### TASK REQUIREMENTS:
Start at the top of the records and, please, print each line exactly through the line that contains "kind: 'group' |", leaving out all pictures.

### SUPPLIED DATA:

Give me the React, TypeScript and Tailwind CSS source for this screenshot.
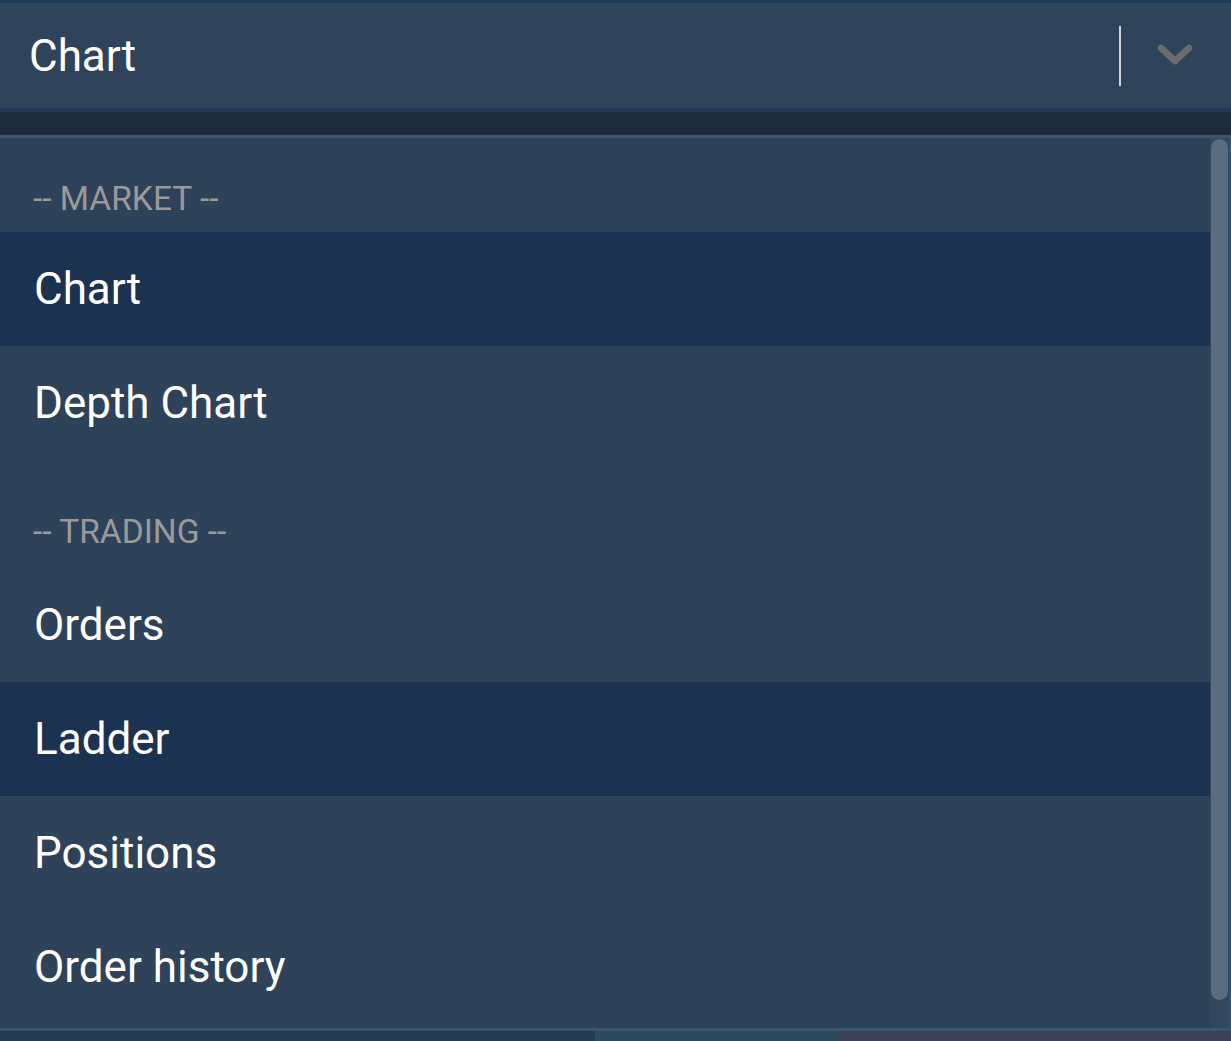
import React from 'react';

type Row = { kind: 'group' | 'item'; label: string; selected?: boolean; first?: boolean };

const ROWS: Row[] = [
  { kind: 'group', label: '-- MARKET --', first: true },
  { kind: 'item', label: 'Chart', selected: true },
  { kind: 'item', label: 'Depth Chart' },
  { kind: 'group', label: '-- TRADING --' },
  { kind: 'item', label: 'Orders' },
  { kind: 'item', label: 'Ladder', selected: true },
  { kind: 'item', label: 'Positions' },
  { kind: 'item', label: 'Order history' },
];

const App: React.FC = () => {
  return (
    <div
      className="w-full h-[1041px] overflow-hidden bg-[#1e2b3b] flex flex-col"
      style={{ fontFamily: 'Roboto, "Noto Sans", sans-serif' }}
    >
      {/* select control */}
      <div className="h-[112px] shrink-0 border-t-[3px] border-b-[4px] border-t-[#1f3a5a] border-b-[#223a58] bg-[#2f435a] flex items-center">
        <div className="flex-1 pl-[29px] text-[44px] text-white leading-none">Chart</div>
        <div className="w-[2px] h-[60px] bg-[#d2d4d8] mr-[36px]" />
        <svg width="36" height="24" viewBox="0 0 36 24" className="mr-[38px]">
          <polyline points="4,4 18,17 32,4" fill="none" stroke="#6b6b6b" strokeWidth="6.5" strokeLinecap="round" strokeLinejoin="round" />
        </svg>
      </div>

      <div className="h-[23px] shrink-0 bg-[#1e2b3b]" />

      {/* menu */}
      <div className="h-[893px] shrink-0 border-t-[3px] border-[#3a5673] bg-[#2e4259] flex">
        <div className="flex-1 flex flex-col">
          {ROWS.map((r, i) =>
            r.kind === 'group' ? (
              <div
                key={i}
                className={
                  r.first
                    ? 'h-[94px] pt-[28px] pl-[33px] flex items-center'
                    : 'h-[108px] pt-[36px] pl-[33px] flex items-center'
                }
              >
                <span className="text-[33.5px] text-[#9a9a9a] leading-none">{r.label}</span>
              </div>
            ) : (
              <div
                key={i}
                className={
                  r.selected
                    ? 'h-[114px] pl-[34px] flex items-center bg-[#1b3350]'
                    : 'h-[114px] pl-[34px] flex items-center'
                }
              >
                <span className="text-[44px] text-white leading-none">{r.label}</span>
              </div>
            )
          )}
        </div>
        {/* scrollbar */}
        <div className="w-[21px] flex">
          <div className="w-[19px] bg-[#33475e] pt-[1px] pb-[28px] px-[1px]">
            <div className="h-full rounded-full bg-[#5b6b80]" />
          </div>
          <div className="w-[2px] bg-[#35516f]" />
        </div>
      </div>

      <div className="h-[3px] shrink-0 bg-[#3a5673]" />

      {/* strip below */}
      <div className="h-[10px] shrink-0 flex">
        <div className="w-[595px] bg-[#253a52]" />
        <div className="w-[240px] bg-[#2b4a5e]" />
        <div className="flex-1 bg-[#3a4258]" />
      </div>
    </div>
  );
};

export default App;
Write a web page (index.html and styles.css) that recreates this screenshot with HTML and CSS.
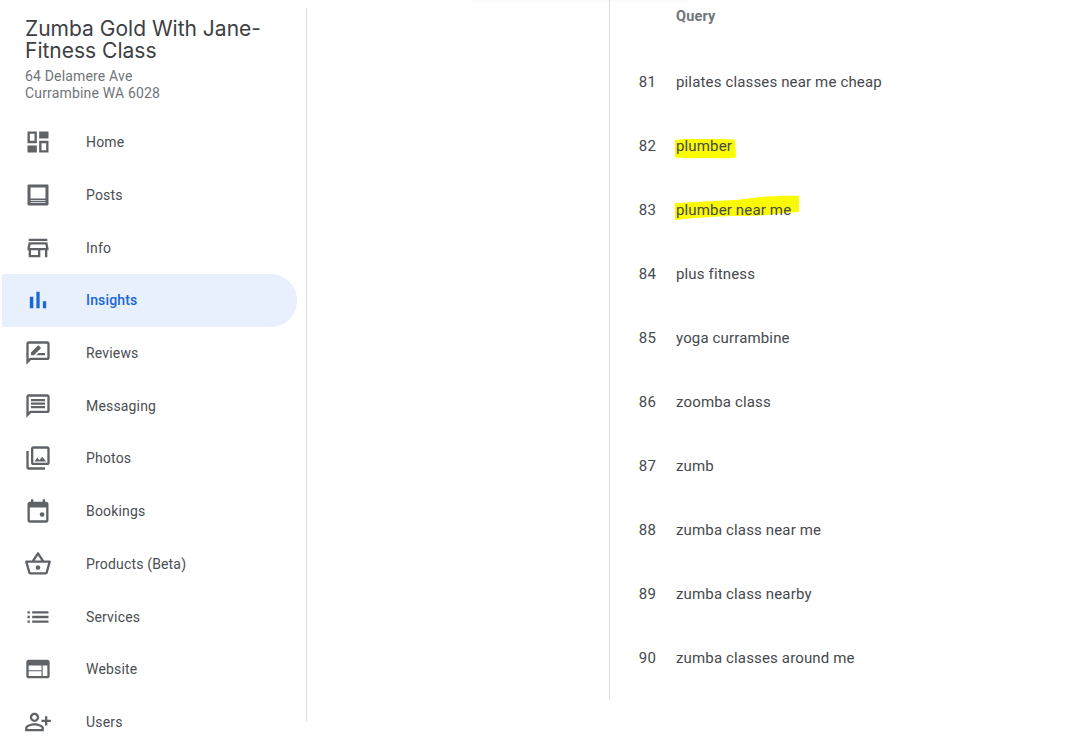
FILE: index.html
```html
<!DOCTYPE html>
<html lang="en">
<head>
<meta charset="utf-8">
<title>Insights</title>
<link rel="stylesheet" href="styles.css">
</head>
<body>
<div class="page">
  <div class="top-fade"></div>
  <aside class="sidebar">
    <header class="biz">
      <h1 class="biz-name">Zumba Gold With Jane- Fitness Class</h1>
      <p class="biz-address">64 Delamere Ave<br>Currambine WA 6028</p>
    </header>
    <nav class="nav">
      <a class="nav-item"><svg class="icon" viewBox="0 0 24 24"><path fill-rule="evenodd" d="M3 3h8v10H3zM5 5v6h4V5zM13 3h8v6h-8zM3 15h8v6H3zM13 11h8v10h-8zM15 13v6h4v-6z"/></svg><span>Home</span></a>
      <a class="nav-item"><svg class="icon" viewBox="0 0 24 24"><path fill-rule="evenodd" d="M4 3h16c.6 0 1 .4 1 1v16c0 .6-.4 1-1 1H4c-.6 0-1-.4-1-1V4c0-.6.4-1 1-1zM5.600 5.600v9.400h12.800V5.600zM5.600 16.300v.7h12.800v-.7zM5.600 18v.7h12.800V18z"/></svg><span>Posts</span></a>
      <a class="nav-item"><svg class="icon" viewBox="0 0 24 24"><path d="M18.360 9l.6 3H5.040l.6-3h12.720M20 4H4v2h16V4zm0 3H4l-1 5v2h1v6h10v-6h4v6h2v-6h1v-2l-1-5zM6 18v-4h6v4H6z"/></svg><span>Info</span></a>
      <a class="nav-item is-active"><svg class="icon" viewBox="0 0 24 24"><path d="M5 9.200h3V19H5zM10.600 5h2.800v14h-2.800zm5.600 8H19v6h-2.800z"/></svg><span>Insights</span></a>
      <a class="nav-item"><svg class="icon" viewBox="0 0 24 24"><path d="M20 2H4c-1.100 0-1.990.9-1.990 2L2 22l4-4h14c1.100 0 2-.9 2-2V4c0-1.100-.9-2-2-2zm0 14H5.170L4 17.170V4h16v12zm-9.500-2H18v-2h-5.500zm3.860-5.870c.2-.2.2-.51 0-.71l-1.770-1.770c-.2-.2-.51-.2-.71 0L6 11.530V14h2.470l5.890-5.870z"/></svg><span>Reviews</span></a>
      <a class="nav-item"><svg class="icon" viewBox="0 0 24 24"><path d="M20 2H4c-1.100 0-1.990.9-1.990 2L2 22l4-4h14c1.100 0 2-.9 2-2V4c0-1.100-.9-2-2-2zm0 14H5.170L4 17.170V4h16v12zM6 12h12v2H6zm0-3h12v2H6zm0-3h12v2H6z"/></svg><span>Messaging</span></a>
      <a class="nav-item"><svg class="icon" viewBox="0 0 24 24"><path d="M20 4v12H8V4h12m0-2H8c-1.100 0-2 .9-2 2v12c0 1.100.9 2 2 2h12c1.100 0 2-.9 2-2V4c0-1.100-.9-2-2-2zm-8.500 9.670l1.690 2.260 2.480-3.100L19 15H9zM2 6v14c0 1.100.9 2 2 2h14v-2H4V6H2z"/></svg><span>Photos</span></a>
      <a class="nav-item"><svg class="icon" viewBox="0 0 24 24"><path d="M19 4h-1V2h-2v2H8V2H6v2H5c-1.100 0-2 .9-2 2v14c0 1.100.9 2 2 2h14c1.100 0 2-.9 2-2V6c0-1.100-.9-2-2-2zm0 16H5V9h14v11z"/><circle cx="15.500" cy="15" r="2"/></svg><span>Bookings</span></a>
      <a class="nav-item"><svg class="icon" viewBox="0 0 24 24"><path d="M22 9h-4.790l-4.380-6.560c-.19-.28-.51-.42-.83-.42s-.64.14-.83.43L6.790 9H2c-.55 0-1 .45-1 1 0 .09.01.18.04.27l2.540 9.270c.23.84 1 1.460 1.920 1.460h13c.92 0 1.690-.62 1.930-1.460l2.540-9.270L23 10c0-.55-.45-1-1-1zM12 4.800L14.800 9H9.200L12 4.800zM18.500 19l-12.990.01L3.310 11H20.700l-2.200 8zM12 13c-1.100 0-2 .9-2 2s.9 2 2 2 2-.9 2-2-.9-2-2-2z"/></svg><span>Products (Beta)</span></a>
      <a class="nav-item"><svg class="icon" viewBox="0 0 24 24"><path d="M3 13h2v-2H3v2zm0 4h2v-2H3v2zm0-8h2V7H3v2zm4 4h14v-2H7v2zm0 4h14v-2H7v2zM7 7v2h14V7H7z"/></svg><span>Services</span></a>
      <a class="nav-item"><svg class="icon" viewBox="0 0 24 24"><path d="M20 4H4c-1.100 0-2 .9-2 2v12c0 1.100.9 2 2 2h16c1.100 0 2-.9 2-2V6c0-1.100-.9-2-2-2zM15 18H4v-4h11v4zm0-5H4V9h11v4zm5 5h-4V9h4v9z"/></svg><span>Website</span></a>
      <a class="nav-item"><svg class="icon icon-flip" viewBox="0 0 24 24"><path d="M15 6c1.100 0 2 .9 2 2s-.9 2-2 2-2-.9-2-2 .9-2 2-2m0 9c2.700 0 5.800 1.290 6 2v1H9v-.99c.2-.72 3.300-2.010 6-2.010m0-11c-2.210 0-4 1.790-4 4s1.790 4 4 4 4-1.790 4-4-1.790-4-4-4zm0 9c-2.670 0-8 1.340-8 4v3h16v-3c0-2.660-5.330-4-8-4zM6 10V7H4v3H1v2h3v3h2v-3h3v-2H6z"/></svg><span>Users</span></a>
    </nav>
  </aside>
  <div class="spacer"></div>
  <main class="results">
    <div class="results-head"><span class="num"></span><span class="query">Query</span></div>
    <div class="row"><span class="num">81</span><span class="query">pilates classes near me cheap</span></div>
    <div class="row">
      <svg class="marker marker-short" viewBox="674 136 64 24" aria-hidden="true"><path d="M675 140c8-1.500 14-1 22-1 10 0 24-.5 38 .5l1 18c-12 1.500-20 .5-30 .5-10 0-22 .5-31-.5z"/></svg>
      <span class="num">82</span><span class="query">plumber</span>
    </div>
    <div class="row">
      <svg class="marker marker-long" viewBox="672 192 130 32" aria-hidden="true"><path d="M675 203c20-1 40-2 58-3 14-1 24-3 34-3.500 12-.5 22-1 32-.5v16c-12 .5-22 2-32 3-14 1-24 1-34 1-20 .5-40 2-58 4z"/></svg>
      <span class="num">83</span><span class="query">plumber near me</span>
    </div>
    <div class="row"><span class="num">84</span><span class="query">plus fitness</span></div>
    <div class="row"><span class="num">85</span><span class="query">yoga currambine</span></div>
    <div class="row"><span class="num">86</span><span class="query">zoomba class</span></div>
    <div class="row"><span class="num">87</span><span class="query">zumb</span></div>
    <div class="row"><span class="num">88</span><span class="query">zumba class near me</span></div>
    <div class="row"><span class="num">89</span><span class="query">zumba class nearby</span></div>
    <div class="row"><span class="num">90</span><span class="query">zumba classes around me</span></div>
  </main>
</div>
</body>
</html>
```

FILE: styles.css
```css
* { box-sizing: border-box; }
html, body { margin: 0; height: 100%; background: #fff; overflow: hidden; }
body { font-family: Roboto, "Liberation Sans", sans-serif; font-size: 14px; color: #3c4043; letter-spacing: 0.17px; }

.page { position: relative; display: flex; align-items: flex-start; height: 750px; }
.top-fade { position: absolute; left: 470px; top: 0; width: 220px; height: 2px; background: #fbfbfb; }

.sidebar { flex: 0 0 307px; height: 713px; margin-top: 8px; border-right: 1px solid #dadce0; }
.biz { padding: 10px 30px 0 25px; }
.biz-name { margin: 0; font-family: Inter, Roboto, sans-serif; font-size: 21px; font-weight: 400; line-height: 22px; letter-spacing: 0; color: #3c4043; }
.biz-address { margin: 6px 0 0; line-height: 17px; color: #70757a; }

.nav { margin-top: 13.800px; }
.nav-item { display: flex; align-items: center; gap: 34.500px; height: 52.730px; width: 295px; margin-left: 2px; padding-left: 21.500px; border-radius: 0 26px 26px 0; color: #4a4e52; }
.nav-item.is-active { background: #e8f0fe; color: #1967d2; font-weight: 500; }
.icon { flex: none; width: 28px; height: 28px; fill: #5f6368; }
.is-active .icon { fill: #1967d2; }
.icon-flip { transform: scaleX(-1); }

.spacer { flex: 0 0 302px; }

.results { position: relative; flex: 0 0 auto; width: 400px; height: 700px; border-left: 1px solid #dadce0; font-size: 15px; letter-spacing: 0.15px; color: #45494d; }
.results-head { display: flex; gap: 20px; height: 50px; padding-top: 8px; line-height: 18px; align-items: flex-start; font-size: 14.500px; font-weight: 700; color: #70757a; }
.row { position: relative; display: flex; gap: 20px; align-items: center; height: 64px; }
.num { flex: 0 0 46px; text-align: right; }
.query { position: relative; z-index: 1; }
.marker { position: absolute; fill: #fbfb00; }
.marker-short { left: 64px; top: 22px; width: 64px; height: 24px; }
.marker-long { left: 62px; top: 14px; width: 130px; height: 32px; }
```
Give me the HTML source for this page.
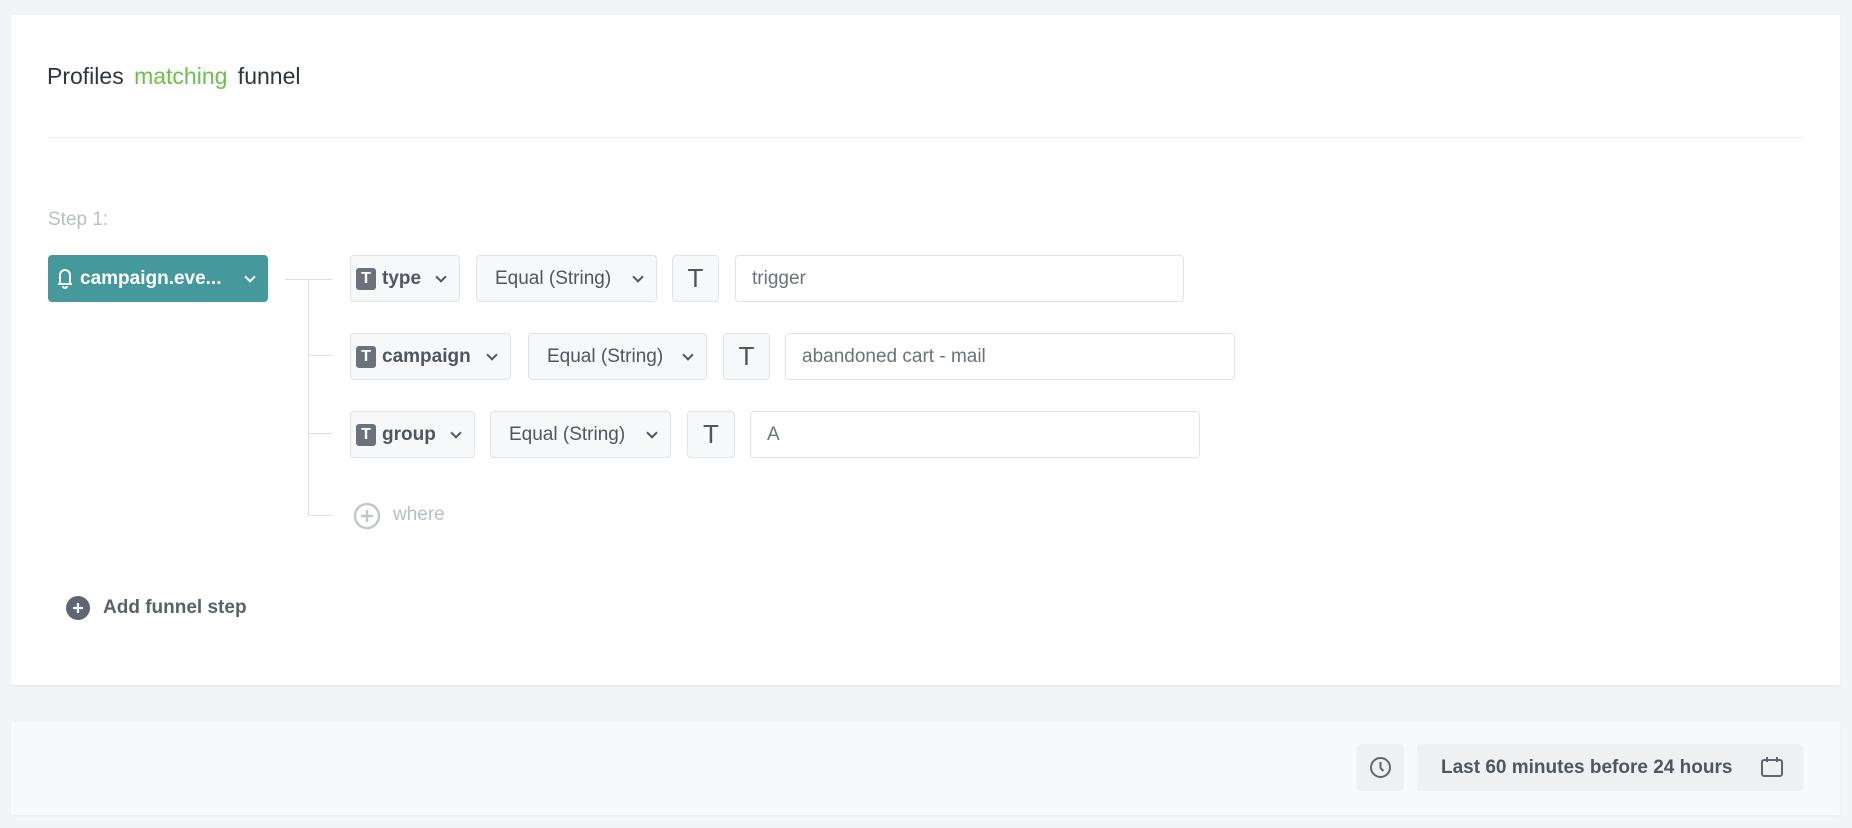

### RESULT OF THIS TASK:
Give me the React, TypeScript and Tailwind CSS source for this screenshot.
import React from 'react';

type Row = { kind: 'group' | 'item'; label: string; selected?: boolean; first?: boolean };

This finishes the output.